Sift the listing for lines that hold the string "React" and pull them out.

- **Raw data**:
------------

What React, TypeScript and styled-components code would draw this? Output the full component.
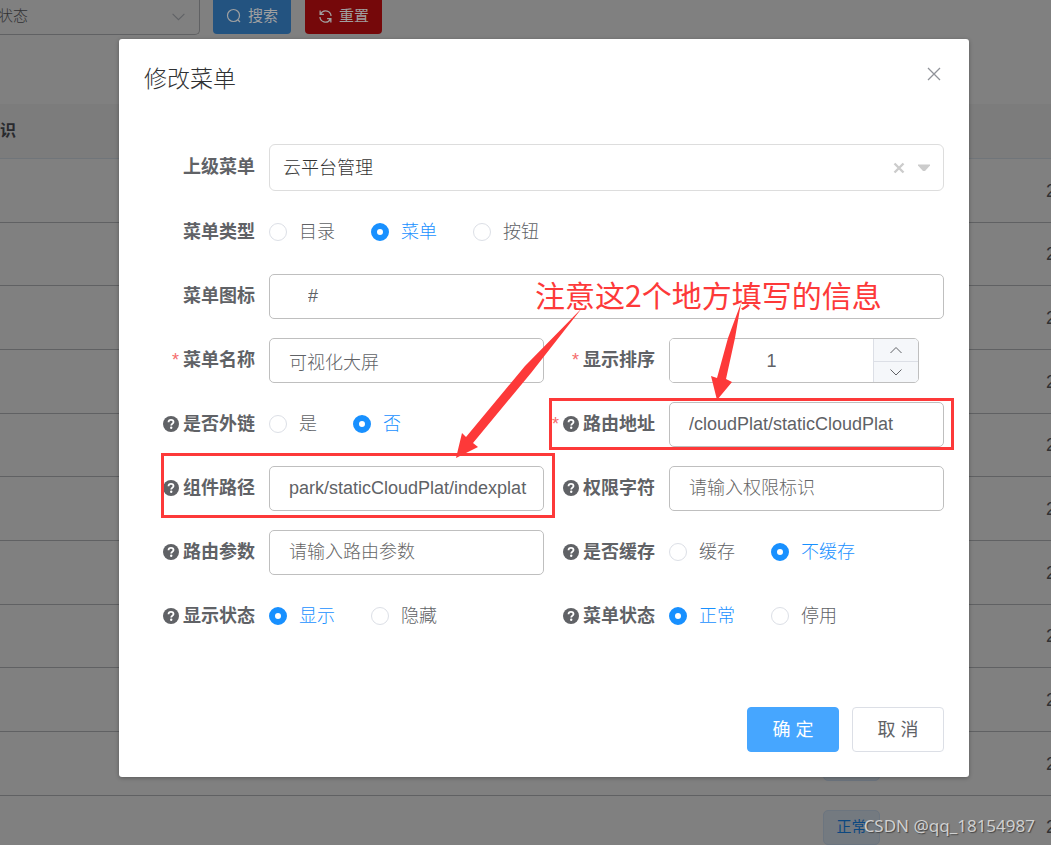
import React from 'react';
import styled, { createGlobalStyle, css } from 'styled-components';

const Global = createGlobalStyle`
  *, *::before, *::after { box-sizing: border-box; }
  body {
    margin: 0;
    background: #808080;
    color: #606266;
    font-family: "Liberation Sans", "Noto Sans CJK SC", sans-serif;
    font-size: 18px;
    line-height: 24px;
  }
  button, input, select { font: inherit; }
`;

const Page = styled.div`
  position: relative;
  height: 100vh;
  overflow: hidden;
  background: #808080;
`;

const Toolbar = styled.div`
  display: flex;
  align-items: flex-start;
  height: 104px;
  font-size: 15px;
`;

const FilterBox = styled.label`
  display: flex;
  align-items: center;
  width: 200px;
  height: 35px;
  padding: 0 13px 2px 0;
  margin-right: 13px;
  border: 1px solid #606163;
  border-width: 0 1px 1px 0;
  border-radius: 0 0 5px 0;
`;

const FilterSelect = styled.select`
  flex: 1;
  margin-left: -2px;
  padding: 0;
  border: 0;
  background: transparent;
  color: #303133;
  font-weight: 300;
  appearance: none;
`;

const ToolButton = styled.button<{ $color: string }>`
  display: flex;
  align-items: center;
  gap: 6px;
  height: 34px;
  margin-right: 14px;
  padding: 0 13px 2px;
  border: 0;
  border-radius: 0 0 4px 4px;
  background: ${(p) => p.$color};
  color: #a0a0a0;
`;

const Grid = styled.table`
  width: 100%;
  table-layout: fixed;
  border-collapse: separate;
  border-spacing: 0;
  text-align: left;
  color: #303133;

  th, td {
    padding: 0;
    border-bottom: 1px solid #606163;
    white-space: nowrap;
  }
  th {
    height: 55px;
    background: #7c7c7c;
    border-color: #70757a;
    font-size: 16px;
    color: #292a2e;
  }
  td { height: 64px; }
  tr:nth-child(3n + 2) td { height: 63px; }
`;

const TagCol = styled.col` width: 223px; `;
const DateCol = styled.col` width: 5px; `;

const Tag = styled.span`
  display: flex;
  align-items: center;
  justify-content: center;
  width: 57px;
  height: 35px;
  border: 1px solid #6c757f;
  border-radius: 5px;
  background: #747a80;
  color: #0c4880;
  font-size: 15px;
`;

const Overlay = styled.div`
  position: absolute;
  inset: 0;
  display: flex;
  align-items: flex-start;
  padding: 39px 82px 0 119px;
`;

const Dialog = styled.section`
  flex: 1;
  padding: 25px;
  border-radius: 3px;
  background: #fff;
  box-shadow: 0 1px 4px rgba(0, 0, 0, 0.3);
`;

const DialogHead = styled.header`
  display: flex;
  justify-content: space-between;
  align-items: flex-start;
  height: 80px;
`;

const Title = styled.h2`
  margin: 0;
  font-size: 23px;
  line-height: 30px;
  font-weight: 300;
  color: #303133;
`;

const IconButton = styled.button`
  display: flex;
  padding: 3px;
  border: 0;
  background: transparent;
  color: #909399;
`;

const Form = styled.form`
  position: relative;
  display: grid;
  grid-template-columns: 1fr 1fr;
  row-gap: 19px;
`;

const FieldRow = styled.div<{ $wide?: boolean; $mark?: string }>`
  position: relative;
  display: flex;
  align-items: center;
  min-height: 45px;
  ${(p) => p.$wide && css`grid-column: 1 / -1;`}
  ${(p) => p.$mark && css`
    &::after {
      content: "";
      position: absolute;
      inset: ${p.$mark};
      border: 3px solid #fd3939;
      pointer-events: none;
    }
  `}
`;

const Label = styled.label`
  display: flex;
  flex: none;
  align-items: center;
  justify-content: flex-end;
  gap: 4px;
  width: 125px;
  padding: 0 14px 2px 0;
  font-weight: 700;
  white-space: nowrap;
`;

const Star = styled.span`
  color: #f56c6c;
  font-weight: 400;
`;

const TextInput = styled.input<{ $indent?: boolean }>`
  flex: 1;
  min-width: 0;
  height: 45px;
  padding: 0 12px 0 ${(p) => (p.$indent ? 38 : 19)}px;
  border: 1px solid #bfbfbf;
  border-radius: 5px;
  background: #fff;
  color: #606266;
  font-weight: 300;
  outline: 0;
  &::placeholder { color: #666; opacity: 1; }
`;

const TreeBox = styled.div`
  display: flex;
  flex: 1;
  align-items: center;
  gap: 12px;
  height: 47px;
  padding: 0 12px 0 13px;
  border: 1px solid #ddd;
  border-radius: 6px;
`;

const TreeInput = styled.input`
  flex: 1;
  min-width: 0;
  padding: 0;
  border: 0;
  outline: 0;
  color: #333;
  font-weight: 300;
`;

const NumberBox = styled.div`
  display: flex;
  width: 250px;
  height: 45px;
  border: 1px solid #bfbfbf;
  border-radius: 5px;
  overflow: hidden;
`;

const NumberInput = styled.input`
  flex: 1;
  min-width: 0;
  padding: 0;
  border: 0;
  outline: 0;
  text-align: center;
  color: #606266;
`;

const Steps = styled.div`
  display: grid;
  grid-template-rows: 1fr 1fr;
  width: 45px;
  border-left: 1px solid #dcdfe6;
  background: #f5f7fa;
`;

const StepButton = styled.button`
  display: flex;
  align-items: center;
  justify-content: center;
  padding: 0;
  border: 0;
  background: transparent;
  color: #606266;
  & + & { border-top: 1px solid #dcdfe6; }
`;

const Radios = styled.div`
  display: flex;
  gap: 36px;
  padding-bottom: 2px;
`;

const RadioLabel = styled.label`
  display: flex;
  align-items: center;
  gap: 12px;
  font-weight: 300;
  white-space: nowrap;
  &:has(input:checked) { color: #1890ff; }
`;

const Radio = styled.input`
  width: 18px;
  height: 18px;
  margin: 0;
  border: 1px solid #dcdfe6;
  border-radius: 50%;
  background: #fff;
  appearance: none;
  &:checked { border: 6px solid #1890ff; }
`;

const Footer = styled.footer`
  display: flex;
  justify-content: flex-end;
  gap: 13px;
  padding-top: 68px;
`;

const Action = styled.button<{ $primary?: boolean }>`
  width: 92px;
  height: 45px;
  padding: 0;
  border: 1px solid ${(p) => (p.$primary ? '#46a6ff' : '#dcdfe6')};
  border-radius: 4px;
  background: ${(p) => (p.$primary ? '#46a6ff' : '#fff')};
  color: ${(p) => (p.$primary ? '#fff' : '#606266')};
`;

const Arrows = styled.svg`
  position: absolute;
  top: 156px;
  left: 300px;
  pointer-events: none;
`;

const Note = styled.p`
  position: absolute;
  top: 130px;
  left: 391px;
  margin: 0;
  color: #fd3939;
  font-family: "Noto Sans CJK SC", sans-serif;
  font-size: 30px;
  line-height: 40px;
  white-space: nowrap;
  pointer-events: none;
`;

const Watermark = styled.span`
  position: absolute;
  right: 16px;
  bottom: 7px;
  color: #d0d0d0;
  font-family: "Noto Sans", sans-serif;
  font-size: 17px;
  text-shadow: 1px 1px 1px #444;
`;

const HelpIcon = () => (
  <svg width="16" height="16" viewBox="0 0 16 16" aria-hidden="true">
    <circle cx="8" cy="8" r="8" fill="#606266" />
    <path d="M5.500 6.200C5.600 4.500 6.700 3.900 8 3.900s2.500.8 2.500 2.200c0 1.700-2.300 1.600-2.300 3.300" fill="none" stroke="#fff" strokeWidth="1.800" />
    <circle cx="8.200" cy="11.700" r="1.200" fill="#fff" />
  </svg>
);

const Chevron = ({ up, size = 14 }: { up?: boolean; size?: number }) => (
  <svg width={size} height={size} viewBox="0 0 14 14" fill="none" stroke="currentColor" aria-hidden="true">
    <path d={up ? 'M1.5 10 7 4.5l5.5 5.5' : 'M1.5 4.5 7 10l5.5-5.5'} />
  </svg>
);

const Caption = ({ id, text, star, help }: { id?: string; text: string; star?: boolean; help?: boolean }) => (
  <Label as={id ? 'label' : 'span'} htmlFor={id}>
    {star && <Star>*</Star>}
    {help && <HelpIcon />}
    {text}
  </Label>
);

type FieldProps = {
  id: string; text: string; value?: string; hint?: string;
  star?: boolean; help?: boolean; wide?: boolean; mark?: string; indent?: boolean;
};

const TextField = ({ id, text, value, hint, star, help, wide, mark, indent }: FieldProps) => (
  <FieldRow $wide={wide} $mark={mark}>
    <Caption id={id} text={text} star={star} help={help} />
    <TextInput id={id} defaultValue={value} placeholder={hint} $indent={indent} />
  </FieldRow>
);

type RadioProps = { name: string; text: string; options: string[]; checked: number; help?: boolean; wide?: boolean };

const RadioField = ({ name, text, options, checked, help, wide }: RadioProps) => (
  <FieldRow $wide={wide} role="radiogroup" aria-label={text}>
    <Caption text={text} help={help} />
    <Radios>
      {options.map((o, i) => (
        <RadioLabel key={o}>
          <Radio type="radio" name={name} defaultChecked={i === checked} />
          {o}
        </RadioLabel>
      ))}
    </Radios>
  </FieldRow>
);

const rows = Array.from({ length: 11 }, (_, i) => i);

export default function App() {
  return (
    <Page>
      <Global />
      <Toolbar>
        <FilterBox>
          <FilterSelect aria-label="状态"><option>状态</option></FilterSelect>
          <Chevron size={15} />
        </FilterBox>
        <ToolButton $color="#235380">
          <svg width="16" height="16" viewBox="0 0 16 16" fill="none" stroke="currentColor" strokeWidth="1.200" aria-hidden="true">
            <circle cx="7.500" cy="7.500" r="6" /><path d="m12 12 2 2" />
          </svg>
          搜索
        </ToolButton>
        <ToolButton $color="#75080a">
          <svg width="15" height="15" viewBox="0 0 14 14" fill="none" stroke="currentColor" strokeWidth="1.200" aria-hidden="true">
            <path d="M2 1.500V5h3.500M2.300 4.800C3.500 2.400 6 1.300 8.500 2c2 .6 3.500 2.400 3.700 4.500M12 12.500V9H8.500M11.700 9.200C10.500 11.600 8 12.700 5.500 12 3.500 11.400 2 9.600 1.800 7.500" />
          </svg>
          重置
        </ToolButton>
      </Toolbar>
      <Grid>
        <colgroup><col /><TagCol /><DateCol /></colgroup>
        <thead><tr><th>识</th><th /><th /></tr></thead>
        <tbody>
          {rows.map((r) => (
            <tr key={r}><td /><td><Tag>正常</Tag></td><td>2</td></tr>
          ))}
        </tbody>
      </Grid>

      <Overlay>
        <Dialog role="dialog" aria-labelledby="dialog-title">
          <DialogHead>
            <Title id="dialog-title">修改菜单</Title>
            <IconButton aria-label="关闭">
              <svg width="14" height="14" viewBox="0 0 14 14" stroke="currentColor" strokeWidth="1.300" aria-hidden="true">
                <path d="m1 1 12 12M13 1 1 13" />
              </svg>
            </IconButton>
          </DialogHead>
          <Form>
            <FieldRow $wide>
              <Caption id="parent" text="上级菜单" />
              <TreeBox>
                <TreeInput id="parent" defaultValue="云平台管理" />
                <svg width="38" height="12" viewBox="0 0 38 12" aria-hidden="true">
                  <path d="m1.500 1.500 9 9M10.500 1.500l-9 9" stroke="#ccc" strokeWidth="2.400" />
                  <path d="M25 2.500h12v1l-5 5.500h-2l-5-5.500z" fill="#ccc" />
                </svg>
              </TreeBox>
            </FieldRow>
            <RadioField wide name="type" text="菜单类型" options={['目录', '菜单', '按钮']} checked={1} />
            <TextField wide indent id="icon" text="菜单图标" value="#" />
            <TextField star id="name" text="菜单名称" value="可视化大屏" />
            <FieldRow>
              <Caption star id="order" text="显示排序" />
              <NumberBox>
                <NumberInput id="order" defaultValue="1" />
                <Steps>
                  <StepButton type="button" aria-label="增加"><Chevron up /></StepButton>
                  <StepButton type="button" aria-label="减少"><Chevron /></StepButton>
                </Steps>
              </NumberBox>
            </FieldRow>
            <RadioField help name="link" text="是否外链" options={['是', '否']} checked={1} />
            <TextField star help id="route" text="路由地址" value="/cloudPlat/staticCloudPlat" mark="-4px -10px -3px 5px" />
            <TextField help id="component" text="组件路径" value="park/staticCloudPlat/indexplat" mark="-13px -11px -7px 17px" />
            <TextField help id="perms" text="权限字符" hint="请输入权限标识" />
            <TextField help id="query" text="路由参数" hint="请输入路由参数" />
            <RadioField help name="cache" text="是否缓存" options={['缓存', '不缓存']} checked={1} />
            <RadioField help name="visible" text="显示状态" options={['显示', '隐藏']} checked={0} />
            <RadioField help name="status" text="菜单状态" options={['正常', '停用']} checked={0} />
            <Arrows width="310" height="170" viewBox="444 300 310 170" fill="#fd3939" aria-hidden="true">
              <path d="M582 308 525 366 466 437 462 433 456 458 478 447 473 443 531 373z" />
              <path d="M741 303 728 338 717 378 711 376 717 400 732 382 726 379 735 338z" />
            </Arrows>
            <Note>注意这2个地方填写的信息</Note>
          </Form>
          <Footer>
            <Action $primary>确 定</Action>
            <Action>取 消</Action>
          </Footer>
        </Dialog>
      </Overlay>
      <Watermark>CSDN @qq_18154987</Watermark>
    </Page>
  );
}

------------

- **Task result**:
What React, TypeScript and styled-components code would draw this? Output the full component.
import React from 'react';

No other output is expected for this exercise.